Glass towers provide well-lit interiors and double as viewpoints, but require high levels of air conditioning, making them notoriously energy inefficient.
The WeBank headquarters in Shenzhen, also designed by SOM and nearing completion, is instead fully breathable, with a network of atriums that act like lungs for the building's large, mezzanine-style floors.
"There is enormous risk in designing buildings of any height that don't provide these kinds of sustainability measures going forward," said Duncan.
Vertical forests – towers with facades covered in plants – have also been gaining popularity in high-rise design over the past decade thanks to their energy-saving capacity for helping to regulate building temperatures.
Italian studio Carlo Ratti Associati has unveiled plans to build a 218-metre-tall skyscraper in China that would grow crops using hydroponics.
The 51-storey building proposed dedicates 10,000 square metres to the cultivation of crops, creating a vertical hydroponic farm.
It is expected to produce 270 tonnes of food per year, enough to feed roughly 40,000 people, creating a self-sustained food supply chain that manages cultivation, harvest, sale and consumption all within one building.
Meanwhile, the lush green on the 220-metre-tall office building Treehouse in Hong Kong, designed by RLP post-supertall ban, not only serves as a visual centrepiece but also provides self-shading inclined facades on the upper floors.

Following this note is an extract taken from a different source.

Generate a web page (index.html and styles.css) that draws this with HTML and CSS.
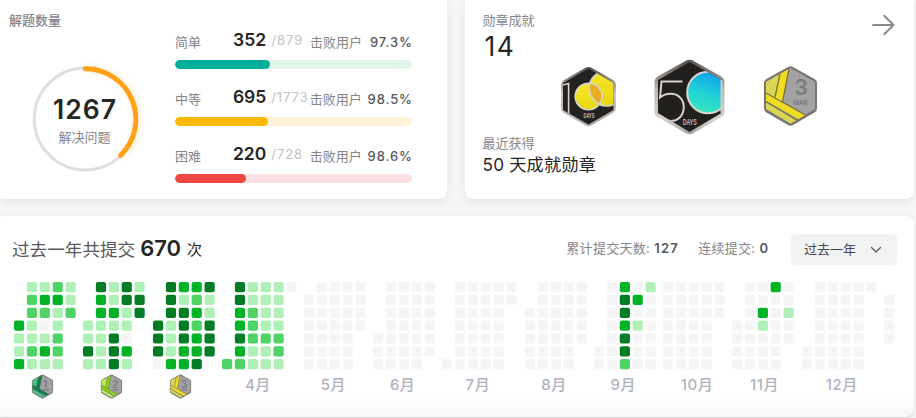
FILE: index.html
```html
<!DOCTYPE html>
<html lang="zh-CN">
<head>
<meta charset="utf-8">
<title>解题统计</title>
<link rel="stylesheet" href="styles.css">
</head>
<body>
<main class="page">
  <div class="top">
    <section class="card solved">
      <div class="summary">
        <h2 class="summary-title">解题数量</h2>
        <div class="ring">
          <svg class="ring-svg" width="126" height="126" viewBox="22 55.5 126 126">
            <circle cx="85.3" cy="118.5" r="51" fill="none" stroke="#dedede" stroke-width="3"/>
            <path class="ring-arc" d="M85.3 68.3A50.3 50.3 0 0 1 120.6 154.7" fill="none" stroke="#ffa116" stroke-width="5" stroke-linecap="round"/>
          </svg>
          <div class="ring-text">
            <div class="ring-num">1267</div>
            <div class="ring-label">解决问题</div>
          </div>
        </div>
      </div>
      <div class="levels">
        <div class="level easy">
          <div class="level-row"><span class="name">简单</span><span class="done">352</span><span class="total">/879</span><span class="beat">击败用户</span><span class="pct">97.3%</span></div>
          <div class="bar"><div class="fill" style="width:95px"></div></div>
        </div>
        <div class="level medium">
          <div class="level-row"><span class="name">中等</span><span class="done">695</span><span class="total">/1773</span><span class="beat">击败用户</span><span class="pct">98.5%</span></div>
          <div class="bar"><div class="fill" style="width:93px"></div></div>
        </div>
        <div class="level hard">
          <div class="level-row"><span class="name">困难</span><span class="done">220</span><span class="total">/728</span><span class="beat">击败用户</span><span class="pct">98.6%</span></div>
          <div class="bar"><div class="fill" style="width:71px"></div></div>
        </div>
      </div>
    </section>

    <section class="card medals">
      <div class="medals-head">
        <div>
          <div class="caption">勋章成就</div>
          <div class="count">14</div>
        </div>
        <svg class="arrow" width="24" height="24" viewBox="0 0 24 24" fill="none" stroke="#88888c" stroke-width="2" stroke-linecap="round" stroke-linejoin="round"><path d="M2 12H22.5M13.2 2.7L22.5 12L13.2 21.3"/></svg>
      </div>
      <div class="medal-row">
        <svg class="m100" width="57" height="61" viewBox="0 0 57 61">
          <defs>
            <linearGradient id="silver" x1="0" y1="0" x2="0" y2="1"><stop offset="0" stop-color="#55514f"/><stop offset=".45" stop-color="#c9c6c4"/><stop offset="1" stop-color="#aaa7a5"/></linearGradient>
            <linearGradient id="gold" x1="0" y1="0" x2="0" y2="1"><stop offset="0" stop-color="#f8e52a"/><stop offset="1" stop-color="#e7d810"/></linearGradient>
            <clipPath id="c100"><path d="M28.5 2.5L53.5 17V44L28.5 58.5L3 44V17Z"/></clipPath>
          </defs>
          <path d="M25 2Q28.5 0 32 2L53 14Q56 16 56 19V42Q56 45 53 47L32 59Q28.5 61 25 59L4 47Q1 45 1 42V19Q1 16 4 14Z" fill="url(#silver)"/>
          <path d="M28.5 2.5L53.5 17V44L28.5 58.5L3 44V17Z" fill="#242121"/>
          <g clip-path="url(#c100)" stroke="#d7d3ca" stroke-width="1.6">
            <circle cx="46.5" cy="22.5" r="17.5" fill="url(#gold)"/>
            <circle cx="28.5" cy="30.5" r="13.3" fill="url(#gold)"/>
            <path d="M29.8 17.3A17.5 17.5 0 0 0 39.8 38A13.3 13.3 0 0 0 29.8 17.3Z" fill="#e7ae20"/>
            <path d="M3 19L8.6 17.5V48" fill="none"/>
          </g>
          <text class="days" x="23.5" y="51.5" font-size="6.4" textLength="11" lengthAdjust="spacingAndGlyphs">DAYS</text>
        </svg>
        <svg class="m50" width="71" height="76" viewBox="0 0 71 76">
          <defs>
            <linearGradient id="pale" x1="0" y1="0" x2="0" y2="1"><stop offset="0" stop-color="#55504c"/><stop offset=".4" stop-color="#b9b5b0"/><stop offset=".8" stop-color="#d5d1cb"/><stop offset="1" stop-color="#a7a39f"/></linearGradient>
            <linearGradient id="aqua" x1=".65" y1="0" x2=".35" y2="1"><stop offset="0" stop-color="#0d9ff0"/><stop offset=".55" stop-color="#20d2d5"/><stop offset="1" stop-color="#38e9bd"/></linearGradient>
            <clipPath id="c50"><path d="M35.5 3L67.5 21V54L35.5 73L4 54V21Z"/></clipPath>
          </defs>
          <path d="M31.5 2Q35.5 -.5 39.5 2L66.5 17Q70.5 19.5 70.5 23V53Q70.5 56.5 66.5 58.5L39.5 74Q35.5 76.5 31.5 74L4.5 58.5Q.5 56.5 .5 53V23Q.5 19.5 4.5 17Z" fill="url(#pale)"/>
          <path d="M35.5 3L67.5 21V54L35.5 73L4 54V21Z" fill="#221f1f"/>
          <g clip-path="url(#c50)">
            <circle cx="54" cy="33.5" r="20.8" fill="url(#aqua)" stroke="#d6d6d0" stroke-width="2"/>
            <path d="M28.5 22.5H7.5L6 38.5C9 36 12.5 34.8 16.5 34.8C24.5 34.8 29.8 40.5 29.8 48C29.8 56.500 24 62 16.5 62C13 62 10.5 61 8 59" fill="none" stroke="#d7d3ce" stroke-width="2"/>
          </g>
          <path d="M67.5 21V54" stroke="#c7cccb" stroke-width="2"/>
          <text class="days" x="28.8" y="66" font-size="8.3" textLength="14" lengthAdjust="spacingAndGlyphs">DAYS</text>
        </svg>
        <svg class="mmar" width="55" height="62" viewBox="0 0 55 62">
          <defs>
            <symbol id="month-badge" viewBox="0 0 55 62">
              <path d="M25 2Q27.5 .5 30 2L51.5 14Q54 15.5 54 18V43Q54 46 51.5 47.5L30 60Q27.5 61.5 25 60L3.5 47.5Q1 46 1 43V18Q1 15.5 3.5 14Z" fill="#77756f"/>
              <path d="M27.5 3L52 17V44L27.5 58.5L3 44V17Z" fill="#a2a2a2"/>
              <path d="M3 17L17 9L12.5 33L3 28Z" fill="var(--b)"/>
              <path d="M17 9L26 4L19.5 37L12.5 33Z" fill="var(--a)"/>
              <path d="M3 28L42.5 50L35.5 54L3 36Z" fill="var(--a)"/>
              <path d="M3 37.5L33 55.5L27.5 58.5L3 44Z" fill="var(--b)"/>
              <path d="M17 9L12 32M26 4L19.5 37M3 28L42.5 50M3 36.5L34 55" fill="none" stroke="var(--c)" stroke-width="1.3"/>
            </symbol>
          </defs>
          <use href="#month-badge"/>
          <text class="digit" x="31.5" y="30" font-size="21">3</text>
          <text class="digit" x="30" y="39.5" font-size="6.5" textLength="14.5">MAR</text>
        </svg>
      </div>
      <div class="caption recent">最近获得</div>
      <div class="recent-name">50 天成就勋章</div>
    </section>
  </div>

  <section class="card activity">
    <header class="activity-head">
      <div class="year"><span>过去一年共提交</span><b>670</b><span class="unit">次</span></div>
      <div class="stats">
        <span class="stat days-total">累计提交天数: <b>127</b></span>
        <span class="stat streak">连续提交: <b>0</b></span>
        <button class="select"><span>过去一年</span><svg width="12" height="8" viewBox="0 0 12 8" fill="none" stroke="#5c5c60" stroke-width="1.3" stroke-linecap="round" stroke-linejoin="round"><path d="M1.5 1.5L6 6L10.5 1.5"/></svg></button>
      </div>
    </header>
    <div class="calendar" id="calendar"></div>
  </section>
</main>
<script src="calendar.js"></script>
</body>
</html>
```

FILE: styles.css
```css
* { box-sizing: border-box; }
body {
  margin: 0;
  background: #f5f6f8;
  color: #262626;
  font-family: Inter, "Noto Sans CJK SC", sans-serif;
  font-size: 13px;
}
.page { width: 916px; height: 418px; overflow: hidden; }
.top { display: flex; gap: 18px; height: 199px; margin-bottom: 17px; }
.card {
  background: #fff;
  box-shadow: 0 2px 8px rgba(0, 0, 0, .08);
}
.solved { display: flex; width: 447px; border-radius: 0 0 8px 3px; }
.summary { width: 175px; padding: 10px 0 0 9px; }
.summary-title {
  margin: 0;
  height: 20px;
  line-height: 20px;
  font-size: 13px;
  font-weight: 500;
  color: #858589;
}
.ring { display: grid; width: 126px; height: 126px; margin: 25.5px 0 0 13px; }
.ring-svg, .ring-text { grid-area: 1 / 1; }
.ring-arc { filter: drop-shadow(2px 0 3px rgba(255, 161, 22, .22)); }
.ring-text { padding-top: 37.5px; text-align: center; }
.ring-num { height: 33px; line-height: 33px; font-size: 26.5px; font-weight: 600; letter-spacing: 1px; }
.ring-label { height: 22px; line-height: 22px; color: #858589; padding-right: 1px; }

.levels { display: flex; flex-direction: column; gap: 18px; width: 237px; padding-top: 29px; }
.level { height: 39px; }
.level-row { display: flex; align-items: center; height: 22px; margin-bottom: 9px; white-space: nowrap; }
.name { width: 58px; color: #858589; padding-top: 2px; }
.done { width: 38.5px; margin-top: -1px; font-size: 17.5px; font-weight: 600; }
.total { width: 38.5px; margin-top: -1px; color: #c2c2c4; letter-spacing: .9px; }
.beat { width: 58px; color: #858589; padding-top: 3px; }
.pct { flex: 1; text-align: right; font-weight: 500; color: #58585c; padding-top: 4px; letter-spacing: .9px; margin-right: -.9px; }
.bar { height: 9px; border-radius: 5px; overflow: hidden; }
.fill { height: 9px; border-radius: 5px; }
.easy .bar { background: #e0f4e7; }
.easy .fill { background: #00af9b; }
.medium .bar { background: #fff2d9; }
.medium .fill { background: #ffb800; }
.hard .bar { background: #fde2e3; }
.hard .fill { background: #ef4743; }

.medals { width: 449px; padding-left: 17.5px; border-radius: 0 0 8px 8px; }
.medals-head { display: flex; justify-content: space-between; height: 59px; padding: 10px 19px 0 0; }
.caption { height: 20px; line-height: 20px; color: #858589; }
.count { height: 32px; line-height: 32px; padding-left: 2px; font-size: 26.5px; letter-spacing: 1.5px; }
.arrow { margin-top: 3px; }
.medal-row { display: flex; align-items: flex-start; height: 75px; }
.m100 { margin: 7px 0 0 77px; }
.m50 { margin-left: 37px; }
.mmar { margin: 6px 0 0 38px; }
.days { fill: #bdb9b1; font-family: "Liberation Sans", sans-serif; font-weight: 700; }
.digit { fill: #7b7b7b; font-family: Inter, sans-serif; font-weight: 600; }
.recent { height: 19px; line-height: 19px; }
.recent-name { height: 24px; line-height: 24px; font-size: 17.2px; letter-spacing: .2px; }

.activity {
  width: 914px;
  height: 201px;
  border-radius: 2px 8px 8px 0;
  background: linear-gradient(#fff 174px, #f7f7f7 201px);
  box-shadow: 0 1px 1px rgba(0, 0, 0, .12), 0 2px 8px rgba(0, 0, 0, .07);
}
.activity-head { display: flex; justify-content: space-between; align-items: center; height: 66px; padding: 0 17px 0 12px; }
.year { display: flex; align-items: center; margin-top: -2px; font-size: 17.6px; color: #58585c; }
.year b { margin: 0 6px 0 5px; font-size: 22px; font-weight: 600; color: #262626; }
.unit { font-size: 15px; color: #262626; }
.stats { display: flex; align-items: center; color: #858589; }
.stat { display: flex; align-items: baseline; gap: 4px; margin-top: -3px; letter-spacing: .3px; }
.stat b { font-weight: 600; color: #58585c; letter-spacing: 1px; }
.days-total { margin-right: 19px; }
.streak { margin-right: 22px; }
.days-total b { letter-spacing: 1.3px; }
.select {
  display: flex;
  align-items: center;
  justify-content: space-between;
  width: 106px;
  height: 31px;
  padding: 0 15px 2px 13px;
  border: 0;
  border-radius: 5px;
  background: #f1f2f4;
  color: #48484c;
  font: inherit;
}
.select svg { margin-top: 3px; }
.calendar { display: flex; gap: 4.88px; padding-left: 14px; }
.month { display: flex; flex-direction: column; align-items: center; flex: none; }
.month-label {
  width: 31px;
  height: 29px;
  line-height: 29px;
  font-size: 15px;
  letter-spacing: .5px;
  color: #b0b3be;
  white-space: nowrap;
  font-weight: 500;
}
.month-label.wide { width: 29px; }
.month-badge { width: 23px; height: 25px; margin: 4px 8px 0 0; }
.jan { --a: #14804f; --b: #3fc68c; --c: #2c5c45; }
.feb { --a: #8bd41c; --b: #c4ec58; --c: #5f7d2c; }
.mar, .mmar { --a: #f1dd20; --b: #dbd554; --c: #77733b; }
```

FILE: calendar.js
```js
// One string per week, one character per day: 0-4 is the activity level, "." is no day.
const FULL = "0000000";
const MONTHS = [
  { badge: "jan", digit: "1", weeks: ["...3113", "1221121", "1320131", "2311221", "112...."] },
  { badge: "feb", digit: "2", weeks: ["...1141", "4331111", "1131444", "4411031", "144...."] },
  { badge: "mar", digit: "3", weeks: ["...4440", "4441113", "3144433", "3232334", "411444."] },
  { label: "4月", weeks: ["......2", "4433432", "1122211", "1111211", "1111221", "0......"] },
  { label: "5月", weeks: [".000000", FULL, FULL, FULL, "0000..."] },
  { label: "6月", weeks: ["....000", FULL, FULL, FULL, "000000."] },
  { label: "7月", weeks: ["......0", FULL, FULL, FULL, FULL, "00....."] },
  { label: "8月", weeks: ["..00000", FULL, FULL, FULL, "00000.."] },
  { label: "9月", weeks: [".....00", FULL, "3443442", "0301000", "0000000"] },
  { label: "10月", weeks: [FULL, FULL, FULL, FULL, "000...."] },
  { label: "11月", weeks: ["...0000", FULL, "0031000", "3000000", "00100.."] },
  { label: "12月", weeks: [".....00", FULL, FULL, FULL, FULL, "0......"] },
  { weeks: [".0000.."] }
];
MONTHS[8].weeks[4] = "1000000";
const COLORS = ["#f5f5f5", "#aef0b5", "#4fd364", "#02b328", "#027c25"];
const PITCH = 12.88;
const CELL = 10.2;

function footer(month) {
  if (month.badge) {
    return `<svg class="month-badge ${month.badge}" viewBox="0 0 55 62"><use href="#month-badge"/><text class="digit" x="29" y="34" font-size="25">${month.digit}</text><path d="M30 39H44" stroke="#777" stroke-width="3"/></svg>`;
  }
  if (!month.label) return "";
  const size = month.label.length > 2 ? "month-label wide" : "month-label";
  return `<div class="${size}">${month.label}</div>`;
}

document.getElementById("calendar").innerHTML = MONTHS.map((month) => {
  const width = month.weeks.length * PITCH;
  const cells = month.weeks.map((week, x) => [...week].map((level, y) =>
    level === "." ? "" :
      `<rect x="${x * PITCH}" y="${y * 12.85}" width="${CELL}" height="${CELL}" rx="2" fill="${COLORS[level]}"/>`
  ).join("")).join("");
  return `<div class="month"><svg width="${width}" height="88" viewBox="0 0 ${width} 88">${cells}</svg>${footer(month)}</div>`;
}).join("");
```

The project won the architecture category at Hong Kong Green Building Council's Advancing Net Zero Ideas competition.
Some studios are finding other ways to make sure their high-rise projects appeal to the authorities.
For example, China's General Office of the State Council previously signalled its desire to see transit-oriented development (TOD), which puts large construction projects hand-in-hand with railway improvements.
RLP is particularly interested in TOD and has used it to win support for a project well above the 250-metre "strictly restricted" threshold.
"Transit-oriented development is one of the architectural forms that maximise land use," RLP's Lu told Dezeen. "By reconnecting the transport system with nearby communities, the land is put into maximum usage."
Wuhan CTF Financial Centre, designed by RLP and currently under construction, is one of the latest examples of urban TOD in China.
It comprises a 475-metre-tall office building, two residential towers, and other commercial complexes, all connecting two urban rail transit lines.
"Alternatively, we can revitalise existing land resources, such as through transformation of old factories and less developed towns and villages, to achieve efficient reuse of space with reasonable layouts while improving the residents' living conditions," added Lu.
The Hong Kong-based studio recently revealed its redevelopment plan for Nanji Village in Haizhu district, Guangzhou.
This former "urban village" suffers from frequent floods during the monsoon season, while its transport and drainage infrastructure desperately needs an upgrade.
In response, RLP dug water canals into the village, reducing the threat of flooding and providing a better landscape for the local community.
Meanwhile, the studio preserved some of Nanji's historical buildings such as the old Guangzhou Shipyard, the ancestral hall of the historical ruling clan, and the Pak Tai Temple, but also added the Folk Culture Exhibition Hall and Central Square.
"I see no problem pursuing supertall skyscrapers, as long as their design reflects local culture and historical value," said Wen.
"Urban landmarks must first of all possess powerful shape and form, while incorporating relevant culture, events, and history into their presentation," he added.
Duncan predicts that China's attraction to skyscrapers is unlikely to disappear, but will be judged differently in the future.
"To the question of what makes a good landmark, I would certainly point to skyscrapers, because, if done well, they represent the pinnacle of engineering of their time," he said.
"The existential challenge before us now is how to achieve a better balance with our ecosystems, so the landmarks of our future will likely be those structures that most intelligently respond to that challenge."